Maka, bisa disimpulkan bahwa narasi Islamofobia itu sengaja difabrikasi alias diciptakan oleh pihak tertentu, terutama kelompok Islam radikal yang memang membenci pemerintah. Narasi Islamofobia sengaja didengungkan dan diamplifikasi dengan mendeskreditkan kebijakan pemerintah. Saban kali pemerintah mengeluarkan kebijakan yang berhubungan dengan agama (Islam), saat itu pula narasi Islamofobia dipastikan akan mencuat.
Misalnya saja ketika pemerintah membubarkan HTI pada tahun 2017 dan melarang FPI pada akhir 2019 lalu. Saat itu muncul narasi yang menuding pemerintah anti-ormas Islam. Ketika aparat keamanan menangkap para penceramah agama provokatif seperti Nur Sugik, Bahar Smith, Yahya Waloni, Maher Thuwalibi (alm), muncul tuduhan pemerintah mengkriminalisasi ulama. Tempo hari ketika BNPT menyampaikan temuan ihwal 198 pesantren terafiliasi terorisme, mencuat cibiran yang menyebut pemerintah anti-pesantren.
Fabrikasi dan Politisasi Islamofobia
Termutakhir, wacana pemetaan masjid radikal oleh Polri, Kemenag, dan MUI pun disambut dengan munculnya naras Islamofobia.
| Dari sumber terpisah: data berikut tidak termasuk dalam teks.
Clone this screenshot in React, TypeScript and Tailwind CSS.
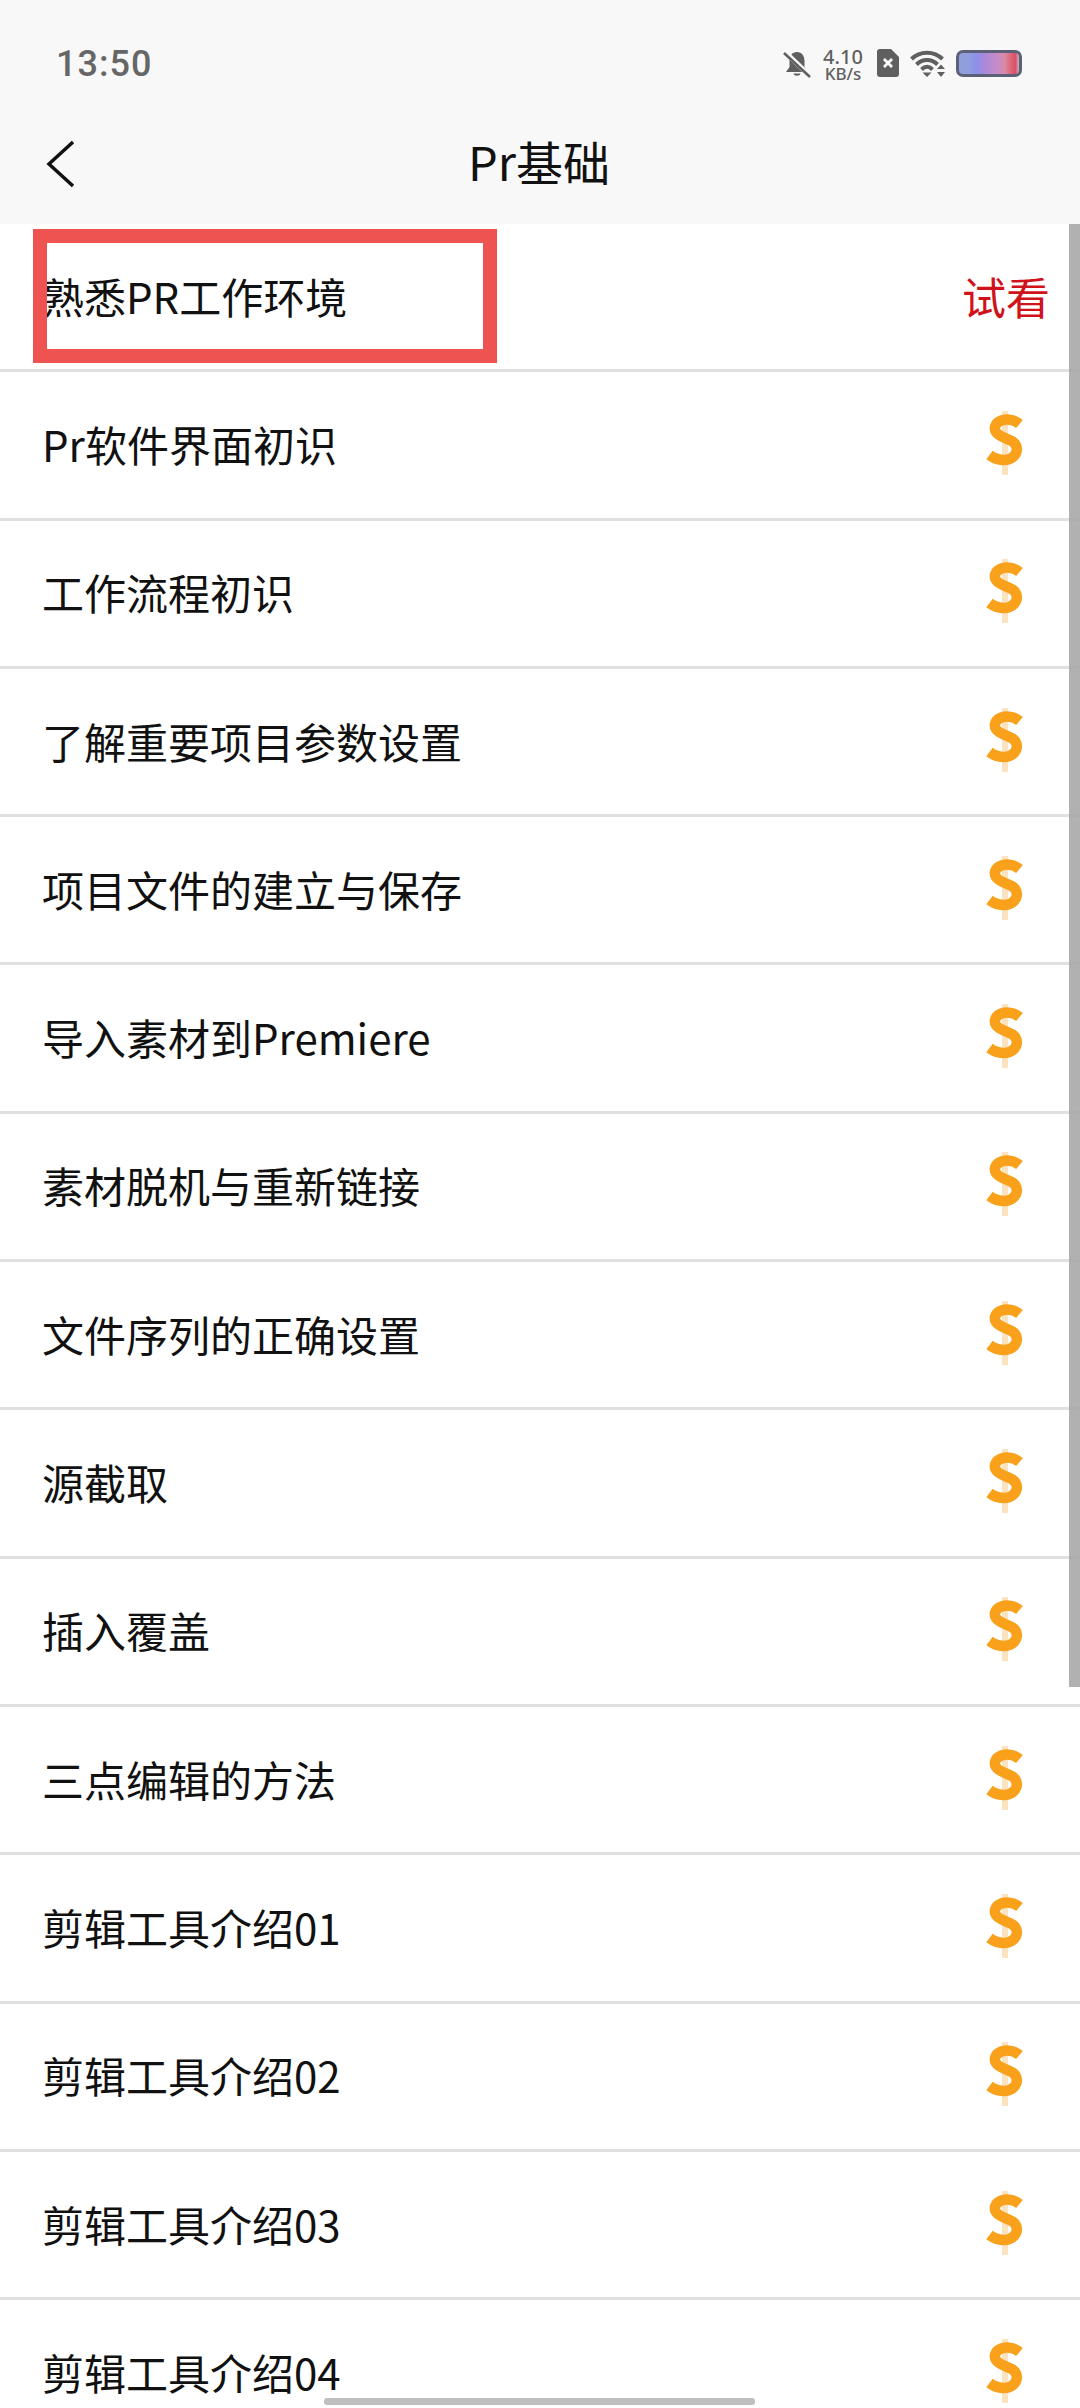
import React from "react";

const lessons = [
  "Pr软件界面初识",
  "工作流程初识",
  "了解重要项目参数设置",
  "项目文件的建立与保存",
  "导入素材到Premiere",
  "素材脱机与重新链接",
  "文件序列的正确设置",
  "源截取",
  "插入覆盖",
  "三点编辑的方法",
  "剪辑工具介绍01",
  "剪辑工具介绍02",
  "剪辑工具介绍03",
  "剪辑工具介绍04",
];

function CoinIcon() {
  return (
    <svg width="44" height="66" viewBox="0 0 44 66" className="mx-auto -translate-y-[1px]">
      <path d="M22 1V65" stroke="#fce3c0" strokeWidth="6" />
      <path
        d="M36.500 14C31 9.500 24 8.500 18.500 10.500C12 13 10.500 18 13 22C16 27 24 28 29.500 31.500C35 35.500 35 41.500 31 46C26 51.500 15 51.500 6.500 45"
        fill="none"
        stroke="#f9a11b"
        strokeWidth="10.500"
      />
    </svg>
  );
}

function StatusIcons() {
  return (
    <div className="flex items-center">
      {/* muted bell */}
      <svg width="28" height="28" viewBox="0 0 28 28" className="mr-[10px]">
        <path d="M14 2C9 2 6.500 6 6.500 11V17L3 22H25L21.500 17V11C21.500 6 19 2 14 2Z" fill="#5f5f5f" />
        <path d="M10.500 23.500H17.500C17 26.500 11 26.500 10.500 23.500Z" fill="#5f5f5f" />
        <path d="M2 2L27 26" stroke="#f8f8f8" strokeWidth="5" />
        <path d="M1 3L27 27" stroke="#5f5f5f" strokeWidth="2.500" />
      </svg>
      <div className="flex w-[44px] flex-col items-center font-['Noto_Sans'] font-medium text-[#5f5f5f]">
        <span className="text-[20px] leading-[19px]">4.10</span>
        <span className="text-[17px] leading-[15px]">KB/s</span>
      </div>
      {/* sim card without signal */}
      <svg width="24" height="29" viewBox="0 0 24 29" className="ml-[11px]">
        <path d="M4 0H15L23 8V25C23 27 22 28 20 28H4C2 28 1 27 1 25V3C1 1 2 0 4 0Z" fill="#5f5f5f" />
        <path d="M8 10L16 18M16 10L8 18" stroke="#fff" strokeWidth="2.800" />
      </svg>
      {/* wifi */}
      <svg width="36" height="28" viewBox="0 0 36 28" className="ml-[10px]">
        <path d="M1.500 9C10 0.500 24 0.500 32.500 9" fill="none" stroke="#5f5f5f" strokeWidth="4" />
        <path d="M6.500 14.500C12.500 8.500 21.500 8.500 27.500 14.500" fill="none" stroke="#5f5f5f" strokeWidth="4" />
        <path d="M11.500 19.500C15 16 19 16 22.500 19.500" fill="none" stroke="#5f5f5f" strokeWidth="4" />
        <path d="M12.500 22.500H21.500L17 27Z" fill="#5f5f5f" />
        <path d="M27 19H35L31 14.500ZM27 22H35L31 27Z" fill="#5f5f5f" />
      </svg>
      {/* battery */}
      <div className="ml-[10px] h-[27px] w-[66px] rounded-[7px] border-[3px] border-[#5c6178] bg-[linear-gradient(90deg,#8f9fdc_0%,#8f9fdc_14%,#8f8fea_30%,#a88ad8_42%,#c48ccb_62%,#d98aa8_76%,#dc6f80_84%,#dc4f63_94%,#c8b0c8_100%)]" />
    </div>
  );
}

export default function App() {
  return (
    <div className="relative h-[2408px] w-[1080px] overflow-hidden bg-white font-['Noto_Sans_CJK_SC','Noto_Sans',sans-serif] text-[#111]">
      {/* Header */}
      <header className="h-[224px] bg-[#f8f8f8]">
        <div className="flex h-[126px] items-center justify-between pl-[56px] pr-[58px] pt-[1px]">
          <span className="font-['Roboto'] text-[36px] font-medium leading-none tracking-[1px] text-[#666]">13:50</span>
          <StatusIcons />
        </div>
        <div className="relative flex h-[76px] items-center justify-center pb-[8px]">
          <svg width="30" height="50" viewBox="0 0 30 50" className="absolute left-[45px] top-[13px]">
            <path d="M28 3L4 25L28 47" fill="none" stroke="#111" strokeWidth="3.500" />
          </svg>
          <h1 className="-translate-x-[1px] text-[47px] font-normal leading-none">Pr基础</h1>
        </div>
      </header>

      {/* Lesson list */}
      <ul>
        <li className="flex h-[148.3px] items-center justify-between border-b-[3px] border-[#e0e0e0] pb-[2px] pl-[42px] pr-[33px] text-[42px] leading-none">
          <span>熟悉PR工作环境</span>
          <span className="w-[85px] whitespace-nowrap text-center text-[44px] text-[#d0121b]">试看</span>
        </li>
        {lessons.map((title) => (
          <li
            key={title}
            className="flex h-[148.3px] items-center justify-between border-b-[3px] border-[#e0e0e0] pb-[2px] pl-[42px] pr-[33px] text-[42px] leading-none"
          >
            <span>{title}</span>
            <span className="w-[85px]">
              <CoinIcon />
            </span>
          </li>
        ))}
      </ul>

      {/* Highlight box */}
      <div className="absolute left-[33px] top-[229px] h-[134px] w-[464px] border-[14px] border-[#ee5351]" />

      {/* Scrollbar */}
      <div className="absolute right-0 top-[224px] h-[1463px] w-[11px] bg-[#a8a8a8]/90" />

      {/* Home indicator */}
      <div className="absolute left-[324px] top-[2398px] h-[7px] w-[431px] rounded-[3px] bg-[#bfbfbf]" />
    </div>
  );
}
Intinya, setiap kebijakan pemerintah yang tidak menguntungkan bagi kelompok Islam radikal akan dicap sebagai bagian dari Islamofobia. Fabrikasi Islamofobia ini terus menerus direproduksi dengan tujuan mendelegitimasi kebijakan pemerintah. Efeknya ialah lunturnya kepercayaan publik pada pemerintah yang berpotensi mengganggu stabilitas sosial-politik.
Lebih parahnya lagi, ada sejumlah pihak yang berusaha mempolitisasi isu atau narasi Islamofobia ini demi keuntungan elektoral. Hal ini biasanya dilakukan oleh elite politik yang memiliki kedekatan dengan gerakan radikalisme atau memiliki basis massa di kalangan pemilih muslim konservatif. Politisi sayap kanan tersebut menggunakan isu Islamofobia untuk merawat basis massa pendukungnya serta mencari simpati di kalangan pemilih muslim konservatif.
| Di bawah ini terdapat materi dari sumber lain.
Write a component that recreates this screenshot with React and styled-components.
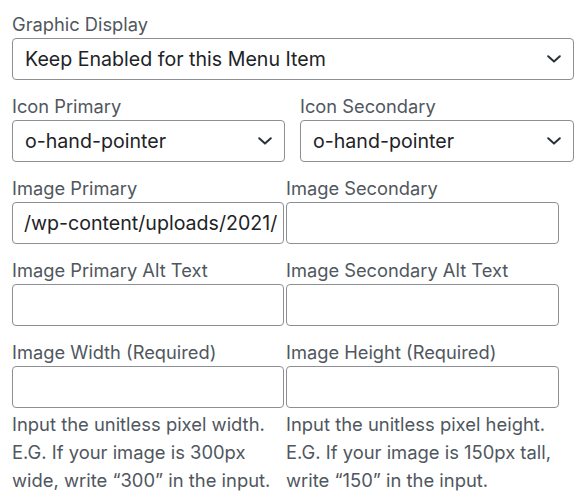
import styled, { createGlobalStyle } from 'styled-components';

const GlobalStyle = createGlobalStyle`
  body {
    margin: 0;
    background: #ffffff;
    font-family: Inter, 'Liberation Sans', Arial, sans-serif;
  }
`;

const Chevron = () => (
  <svg width="14" height="8" viewBox="0 0 14 8" fill="none">
    <path
      d="M1.2 1.2 L7 6.6 L12.8 1.2"
      stroke="#2c3338"
      strokeWidth="2"
      strokeLinecap="round"
      strokeLinejoin="round"
    />
  </svg>
);

const SelectField = ({ label, value }) => (
  <Field>
    <Label>{label}</Label>
    <SelectBox>
      <BoxText>{value}</BoxText>
      <Chevron />
    </SelectBox>
  </Field>
);

const InputField = ({ label, value, help }) => (
  <Field>
    <Label>{label}</Label>
    <InputBox>{value && <BoxText>{value}</BoxText>}</InputBox>
    {help && <Help>{help.map((line, i) => <div key={i}>{line}</div>)}</Help>}
  </Field>
);

const App = () => {
  return (
    <>
      <GlobalStyle />
      <Form>
        <Row>
          <SelectField label="Graphic Display" value="Keep Enabled for this Menu Item" />
        </Row>
        <Row $cols="273px 274px" $gap="15px">
          <SelectField label="Icon Primary" value="o-hand-pointer" />
          <SelectField label="Icon Secondary" value="o-hand-pointer" />
        </Row>
        <Row $cols="272px 273px" $gap="2px">
          <InputField label="Image Primary" value="/wp-content/uploads/2021/" />
          <InputField label="Image Secondary" />
        </Row>
        <Row $cols="272px 273px" $gap="2px">
          <InputField label="Image Primary Alt Text" />
          <InputField label="Image Secondary Alt Text" />
        </Row>
        <Row $cols="272px 273px" $gap="2px">
          <InputField
            label="Image Width (Required)"
            help={[
              'Input the unitless pixel width.',
              'E.G. If your image is 300px',
              'wide, write \u201c300\u201d in the input.',
            ]}
          />
          <InputField
            label="Image Height (Required)"
            help={[
              'Input the unitless pixel height.',
              'E.G. If your image is 150px tall,',
              'write \u201c150\u201d in the input.',
            ]}
          />
        </Row>
      </Form>
    </>
  );
};

export default App;

const Form = styled.form`
  display: flex;
  flex-direction: column;
  gap: 12px;
  width: 562px;
  padding: 10px 0 0 12px;
`;

const Row = styled.div`
  display: grid;
  grid-template-columns: ${(p) => p.$cols || '1fr'};
  column-gap: ${(p) => p.$gap || '0'};
`;

const Field = styled.div`
  display: flex;
  flex-direction: column;
  min-width: 0;
`;

const Label = styled.label`
  font-size: 18.3px;
  line-height: 28px;
  color: #50575e;
`;

const SelectBox = styled.div`
  box-sizing: border-box;
  height: 42px;
  display: flex;
  align-items: center;
  justify-content: space-between;
  padding: 0 12px 0 12px;
  border: 1px solid #8c8f94;
  border-radius: 4px;
  background: #ffffff;
`;

const InputBox = styled.div`
  box-sizing: border-box;
  height: 42px;
  display: flex;
  align-items: center;
  padding: 0 11px;
  border: 1px solid #8c8f94;
  border-radius: 4px;
  background: #ffffff;
  overflow: hidden;
`;

const BoxText = styled.span`
  font-size: 19.6px;
  color: #1d2327;
  white-space: nowrap;
`;

const Help = styled.div`
  margin-top: 2px;
  font-size: 18.4px;
  line-height: 28px;
  color: #50575e;
  white-space: nowrap;
`;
Ciri khas politisi sayap kanan (ultra-konservatif) ialah menebar politik ketakutan (politics of fears). Mereka selalu berusaha membangun ketakutan kolektif dengan menebar isu bahwa pemerintah bersikap zalim, anti-Islam atau Islamofobia. Di saat yang sama, mereka juga mencitrakan diri seolah sebagai pembela atau pejuang Islam yang akan membebaskan umat dari ketidakadilan dan ketertindasan.
Di sinilah umat Islam harus waspada. Agar tidak mudah terjebak dalam narasi Islamofobia. Umat harus sadar sepenuhnya bahwa kegaduhan akibat isu Islamofobia ini tidak lebih dari fabrikasi dan politisasi. Pada dasarnya tidak ada satu pun pihak yang benci, takut, apalagi anti dengan Islam di negeri ini. Narasi Islamofobia itu diciptakan oleh pihak tertentu, yakni kaum radikal dan kelompok anti-pemerintah dengan tujuan mengadu-domba antara umat dan umara-nya.